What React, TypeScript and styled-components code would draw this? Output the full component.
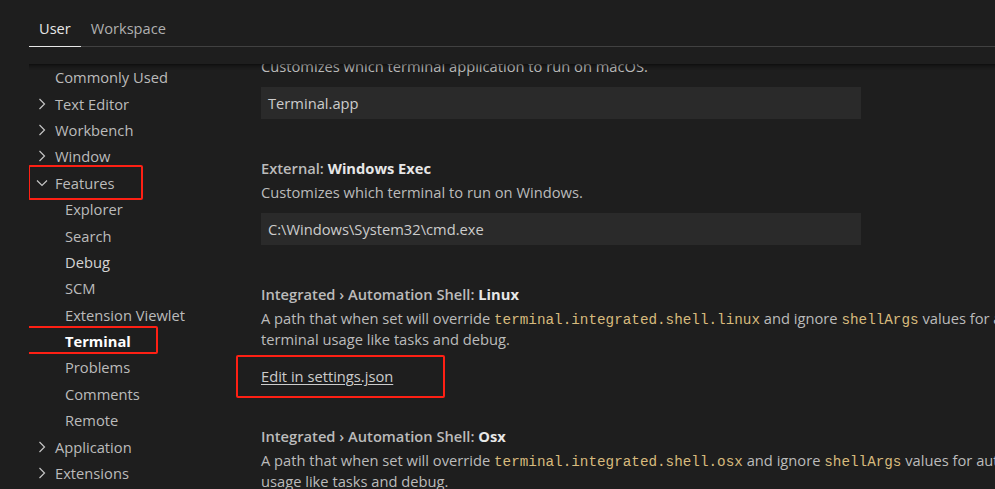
import React from 'react'
import styled, { createGlobalStyle } from 'styled-components'

const GlobalStyle = createGlobalStyle`
  html, body {
    margin: 0;
    padding: 0;
    background: #1e1e1e;
  }
  * {
    box-sizing: border-box;
  }
`

const UI_FONT = `"Open Sans", "Noto Sans", sans-serif`
const CODE_FONT = `"Liberation Mono", "DejaVu Sans Mono", monospace`

const Page = styled.div`
  width: 995px;
  height: 489px;
  overflow: hidden;
  background: #1e1e1e;
  padding-left: 29px;
  display: flex;
  flex-direction: column;
  font-family: ${UI_FONT};
  font-size: 14.7px;
  color: #bbbbbb;
`
const Header = styled.div`
  height: 64px;
  flex-shrink: 0;
`
const TabBar = styled.div`
  display: flex;
  height: 47px;
  border-bottom: 1px solid #414141;
`
const Tab = styled.div<{ $active?: boolean }>`
  display: flex;
  align-items: center;
  padding: 10px 10px 0;
  height: 47px;
  font-size: 14.6px;
  color: ${(p) => (p.$active ? '#e7e7e7' : '#b0b0b0')};
  border-bottom: 1px solid ${(p) => (p.$active ? '#e7e7e7' : 'transparent')};
`
const Body = styled.div`
  position: relative;
  flex: 1;
  display: flex;
  overflow: hidden;
  &::before {
    content: '';
    position: absolute;
    top: 0;
    left: 0;
    right: 0;
    height: 6px;
    box-shadow: #000 0 6px 6px -6px inset;
    z-index: 2;
  }
`
const Toc = styled.div`
  width: 203px;
  flex-shrink: 0;
  display: flex;
  flex-direction: column;
`
const TocRow = styled.div<{ $indent: number; $strong?: boolean; $bright?: boolean }>`
  position: relative;
  display: flex;
  align-items: center;
  height: 26.4px;
  padding-left: ${(p) => p.$indent}px;
  white-space: nowrap;
  font-weight: ${(p) => (p.$strong ? 700 : 400)};
  color: ${(p) => (p.$strong ? '#ffffff' : p.$bright ? '#d4d4d4' : '#bbbbbb')};
`
const Twistie = styled.span`
  width: 12px;
  height: 14px;
  margin-right: 7px;
  display: flex;
  align-items: center;
  justify-content: center;
`
const Highlight = styled.span<{ $left: number; $top: number; $w: number; $h: number }>`
  position: absolute;
  left: ${(p) => p.$left}px;
  top: ${(p) => p.$top}px;
  width: ${(p) => p.$w}px;
  height: ${(p) => p.$h}px;
  border: 2px solid #fe2014;
  border-radius: 2px;
  pointer-events: none;
`
const Content = styled.div`
  flex: 1;
  overflow: hidden;
  padding-left: 29px;
`
const SettingsList = styled.div`
  width: 920px;
  margin-top: -33px;
  display: flex;
  flex-direction: column;
  gap: 38px;
`
const Setting = styled.div`
  display: flex;
  flex-direction: column;
`
const Title = styled.div`
  line-height: 22px;
  font-weight: 600;
  color: #bbbbbb;
  white-space: nowrap;
`
const Key = styled.span`
  font-weight: 700;
  color: #e7e7e7;
`
const Description = styled.div`
  margin-top: 3px;
  line-height: 21px;
  color: #bbbbbb;
`
const Code = styled.code`
  font-family: ${CODE_FONT};
  font-size: 14.3px;
  line-height: 1;
  color: #d7ba7d;
`
const TextInput = styled.div`
  margin-top: 10px;
  width: 600px;
  height: 32px;
  display: flex;
  align-items: center;
  padding-left: 7px;
  background: #2a2a2a;
  color: #cccccc;
`
const LinkRow = styled.div`
  position: relative;
  margin-top: 16px;
  line-height: 21px;
`
const EditLink = styled.span`
  color: #cccccc;
  text-decoration: underline;
  text-underline-offset: 2px;
`

const Chevron = ({ open }: { open?: boolean }) => (
  <svg width="12" height="14" viewBox="0 0 12 14" fill="none">
    {open ? (
      <path d="M1 4.5 L6 9.5 L11 4.5" stroke="#c5c5c5" strokeWidth="1.2" />
    ) : (
      <path d="M3.5 2 L8.5 7 L3.5 12" stroke="#c5c5c5" strokeWidth="1.2" />
    )}
  </svg>
)

type TocItem = {
  label: string
  level: 0 | 1
  twistie?: 'open' | 'closed'
  strong?: boolean
  bright?: boolean
  box?: { left: number; top: number; w: number; h: number }
}

const toc: TocItem[] = [
  { label: 'Commonly Used', level: 0 },
  { label: 'Text Editor', level: 0, twistie: 'closed' },
  { label: 'Workbench', level: 0, twistie: 'closed' },
  { label: 'Window', level: 0, twistie: 'closed' },
  { label: 'Features', level: 0, twistie: 'open', box: { left: -1, top: -5, w: 115, h: 35 } },
  { label: 'Explorer', level: 1 },
  { label: 'Search', level: 1 },
  { label: 'Debug', level: 1, bright: true },
  { label: 'SCM', level: 1 },
  { label: 'Extension Viewlet', level: 1 },
  { label: 'Terminal', level: 1, strong: true, box: { left: -8, top: -2, w: 137, h: 28 } },
  { label: 'Problems', level: 1 },
  { label: 'Comments', level: 1 },
  { label: 'Remote', level: 1 },
  { label: 'Application', level: 0, twistie: 'closed' },
  { label: 'Extensions', level: 0, twistie: 'closed' },
]

const indentFor = (item: TocItem) => (item.twistie ? 7 : item.level === 1 ? 36 : 26)

const App = () => {
  return (
    <>
      <GlobalStyle />
      <Page>
        <Header>
          <TabBar>
            <Tab $active>User</Tab>
            <Tab>Workspace</Tab>
          </TabBar>
        </Header>
        <Body>
          <Toc>
            {toc.map((item) => (
              <TocRow
                key={item.label}
                $indent={indentFor(item)}
                $strong={item.strong}
                $bright={item.bright}
              >
                {item.twistie && (
                  <Twistie>
                    <Chevron open={item.twistie === 'open'} />
                  </Twistie>
                )}
                {item.label}
                {item.box && (
                  <Highlight
                    $left={item.box.left}
                    $top={item.box.top}
                    $w={item.box.w}
                    $h={item.box.h}
                  />
                )}
              </TocRow>
            ))}
          </Toc>
          <Content>
            <SettingsList>
              <Setting>
                <Title>
                  External: <Key>Osx Exec</Key>
                </Title>
                <Description>Customizes which terminal application to run on macOS.</Description>
                <TextInput>Terminal.app</TextInput>
              </Setting>
              <Setting>
                <Title>
                  External: <Key>Windows Exec</Key>
                </Title>
                <Description>Customizes which terminal to run on Windows.</Description>
                <TextInput>C:\Windows\System32\cmd.exe</TextInput>
              </Setting>
              <Setting>
                <Title>
                  Integrated › Automation Shell: <Key>Linux</Key>
                </Title>
                <Description>
                  A path that when set will override <Code>terminal.integrated.shell.linux</Code> and
                  ignore <Code>shellArgs</Code> values for automation-related terminal usage like tasks
                  and debug.
                </Description>
                <LinkRow>
                  <EditLink>Edit in settings.json</EditLink>
                  <Highlight $left={-25} $top={-11} $w={209} $h={43} />
                </LinkRow>
              </Setting>
              <Setting>
                <Title>
                  Integrated › Automation Shell: <Key>Osx</Key>
                </Title>
                <Description>
                  A path that when set will override <Code>terminal.integrated.shell.osx</Code> and
                  ignore <Code>shellArgs</Code> values for automation-related terminal usage like tasks
                  and debug.
                </Description>
              </Setting>
            </SettingsList>
          </Content>
        </Body>
      </Page>
    </>
  )
}

export default App
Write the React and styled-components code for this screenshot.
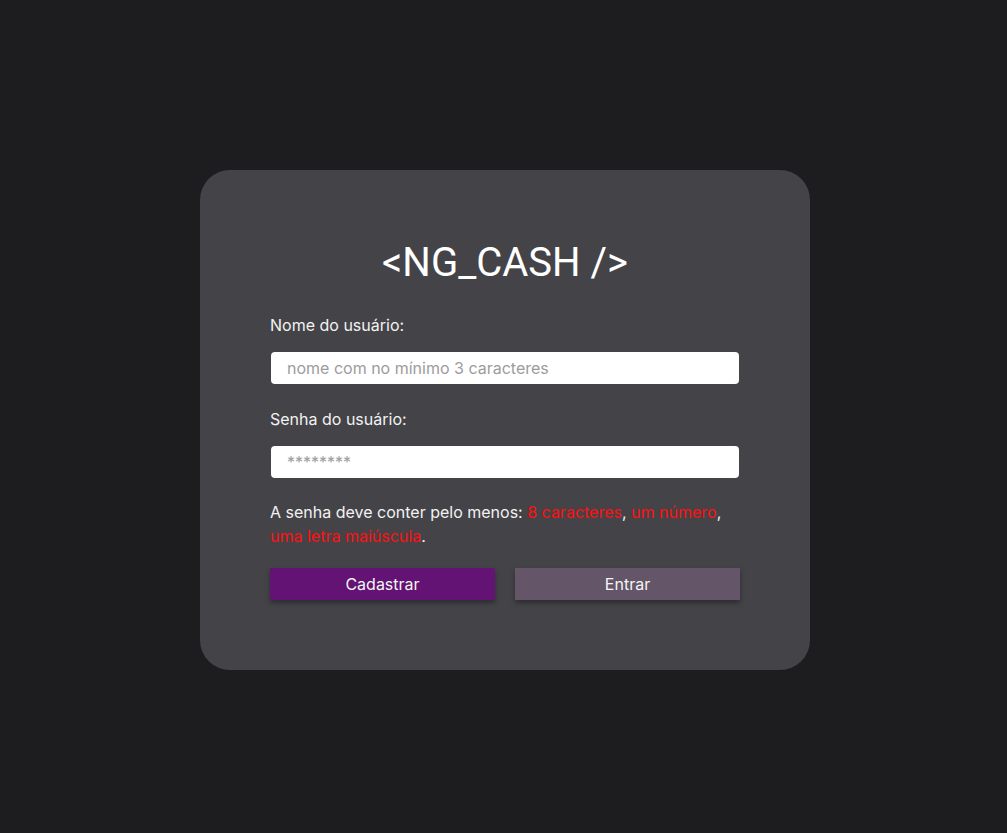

+---+

◆ WHAT THE TASK ASKS:
Repeat every record precisely. Any picture among them stays out of the copy.

◆ RESPONSE TO THIS EXERCISE:
What React, TypeScript and styled-components code would draw this? Output the full component.
import React from 'react'
import styled, { createGlobalStyle } from 'styled-components'

const GlobalStyle = createGlobalStyle`
  html, body {
    margin: 0;
    padding: 0;
    background: #1e1e1e;
  }
  * {
    box-sizing: border-box;
  }
`

const UI_FONT = `"Open Sans", "Noto Sans", sans-serif`
const CODE_FONT = `"Liberation Mono", "DejaVu Sans Mono", monospace`

const Page = styled.div`
  width: 995px;
  height: 489px;
  overflow: hidden;
  background: #1e1e1e;
  padding-left: 29px;
  display: flex;
  flex-direction: column;
  font-family: ${UI_FONT};
  font-size: 14.7px;
  color: #bbbbbb;
`
const Header = styled.div`
  height: 64px;
  flex-shrink: 0;
`
const TabBar = styled.div`
  display: flex;
  height: 47px;
  border-bottom: 1px solid #414141;
`
const Tab = styled.div<{ $active?: boolean }>`
  display: flex;
  align-items: center;
  padding: 10px 10px 0;
  height: 47px;
  font-size: 14.6px;
  color: ${(p) => (p.$active ? '#e7e7e7' : '#b0b0b0')};
  border-bottom: 1px solid ${(p) => (p.$active ? '#e7e7e7' : 'transparent')};
`
const Body = styled.div`
  position: relative;
  flex: 1;
  display: flex;
  overflow: hidden;
  &::before {
    content: '';
    position: absolute;
    top: 0;
    left: 0;
    right: 0;
    height: 6px;
    box-shadow: #000 0 6px 6px -6px inset;
    z-index: 2;
  }
`
const Toc = styled.div`
  width: 203px;
  flex-shrink: 0;
  display: flex;
  flex-direction: column;
`
const TocRow = styled.div<{ $indent: number; $strong?: boolean; $bright?: boolean }>`
  position: relative;
  display: flex;
  align-items: center;
  height: 26.4px;
  padding-left: ${(p) => p.$indent}px;
  white-space: nowrap;
  font-weight: ${(p) => (p.$strong ? 700 : 400)};
  color: ${(p) => (p.$strong ? '#ffffff' : p.$bright ? '#d4d4d4' : '#bbbbbb')};
`
const Twistie = styled.span`
  width: 12px;
  height: 14px;
  margin-right: 7px;
  display: flex;
  align-items: center;
  justify-content: center;
`
const Highlight = styled.span<{ $left: number; $top: number; $w: number; $h: number }>`
  position: absolute;
  left: ${(p) => p.$left}px;
  top: ${(p) => p.$top}px;
  width: ${(p) => p.$w}px;
  height: ${(p) => p.$h}px;
  border: 2px solid #fe2014;
  border-radius: 2px;
  pointer-events: none;
`
const Content = styled.div`
  flex: 1;
  overflow: hidden;
  padding-left: 29px;
`
const SettingsList = styled.div`
  width: 920px;
  margin-top: -33px;
  display: flex;
  flex-direction: column;
  gap: 38px;
`
const Setting = styled.div`
  display: flex;
  flex-direction: column;
`
const Title = styled.div`
  line-height: 22px;
  font-weight: 600;
  color: #bbbbbb;
  white-space: nowrap;
`
const Key = styled.span`
  font-weight: 700;
  color: #e7e7e7;
`
const Description = styled.div`
  margin-top: 3px;
  line-height: 21px;
  color: #bbbbbb;
`
const Code = styled.code`
  font-family: ${CODE_FONT};
  font-size: 14.3px;
  line-height: 1;
  color: #d7ba7d;
`
const TextInput = styled.div`
  margin-top: 10px;
  width: 600px;
  height: 32px;
  display: flex;
  align-items: center;
  padding-left: 7px;
  background: #2a2a2a;
  color: #cccccc;
`
const LinkRow = styled.div`
  position: relative;
  margin-top: 16px;
  line-height: 21px;
`
const EditLink = styled.span`
  color: #cccccc;
  text-decoration: underline;
  text-underline-offset: 2px;
`

const Chevron = ({ open }: { open?: boolean }) => (
  <svg width="12" height="14" viewBox="0 0 12 14" fill="none">
    {open ? (
      <path d="M1 4.5 L6 9.5 L11 4.5" stroke="#c5c5c5" strokeWidth="1.2" />
    ) : (
      <path d="M3.5 2 L8.5 7 L3.5 12" stroke="#c5c5c5" strokeWidth="1.2" />
    )}
  </svg>
)

type TocItem = {
  label: string
  level: 0 | 1
  twistie?: 'open' | 'closed'
  strong?: boolean
  bright?: boolean
  box?: { left: number; top: number; w: number; h: number }
}

const toc: TocItem[] = [
  { label: 'Commonly Used', level: 0 },
  { label: 'Text Editor', level: 0, twistie: 'closed' },
  { label: 'Workbench', level: 0, twistie: 'closed' },
  { label: 'Window', level: 0, twistie: 'closed' },
  { label: 'Features', level: 0, twistie: 'open', box: { left: -1, top: -5, w: 115, h: 35 } },
  { label: 'Explorer', level: 1 },
  { label: 'Search', level: 1 },
  { label: 'Debug', level: 1, bright: true },
  { label: 'SCM', level: 1 },
  { label: 'Extension Viewlet', level: 1 },
  { label: 'Terminal', level: 1, strong: true, box: { left: -8, top: -2, w: 137, h: 28 } },
  { label: 'Problems', level: 1 },
  { label: 'Comments', level: 1 },
  { label: 'Remote', level: 1 },
  { label: 'Application', level: 0, twistie: 'closed' },
  { label: 'Extensions', level: 0, twistie: 'closed' },
]

const indentFor = (item: TocItem) => (item.twistie ? 7 : item.level === 1 ? 36 : 26)

const App = () => {
  return (
    <>
      <GlobalStyle />
      <Page>
        <Header>
          <TabBar>
            <Tab $active>User</Tab>
            <Tab>Workspace</Tab>
          </TabBar>
        </Header>
        <Body>
          <Toc>
            {toc.map((item) => (
              <TocRow
                key={item.label}
                $indent={indentFor(item)}
                $strong={item.strong}
                $bright={item.bright}
              >
                {item.twistie && (
                  <Twistie>
                    <Chevron open={item.twistie === 'open'} />
                  </Twistie>
                )}
                {item.label}
                {item.box && (
                  <Highlight
                    $left={item.box.left}
                    $top={item.box.top}
                    $w={item.box.w}
                    $h={item.box.h}
                  />
                )}
              </TocRow>
            ))}
          </Toc>
          <Content>
            <SettingsList>
              <Setting>
                <Title>
                  External: <Key>Osx Exec</Key>
                </Title>
                <Description>Customizes which terminal application to run on macOS.</Description>
                <TextInput>Terminal.app</TextInput>
              </Setting>
              <Setting>
                <Title>
                  External: <Key>Windows Exec</Key>
                </Title>
                <Description>Customizes which terminal to run on Windows.</Description>
                <TextInput>C:\Windows\System32\cmd.exe</TextInput>
              </Setting>
              <Setting>
                <Title>
                  Integrated › Automation Shell: <Key>Linux</Key>
                </Title>
                <Description>
                  A path that when set will override <Code>terminal.integrated.shell.linux</Code> and
                  ignore <Code>shellArgs</Code> values for automation-related terminal usage like tasks
                  and debug.
                </Description>
                <LinkRow>
                  <EditLink>Edit in settings.json</EditLink>
                  <Highlight $left={-25} $top={-11} $w={209} $h={43} />
                </LinkRow>
              </Setting>
              <Setting>
                <Title>
                  Integrated › Automation Shell: <Key>Osx</Key>
                </Title>
                <Description>
                  A path that when set will override <Code>terminal.integrated.shell.osx</Code> and
                  ignore <Code>shellArgs</Code> values for automation-related terminal usage like tasks
                  and debug.
                </Description>
              </Setting>
            </SettingsList>
          </Content>
        </Body>
      </Page>
    </>
  )
}

export default App
Write the React and styled-components code for this screenshot.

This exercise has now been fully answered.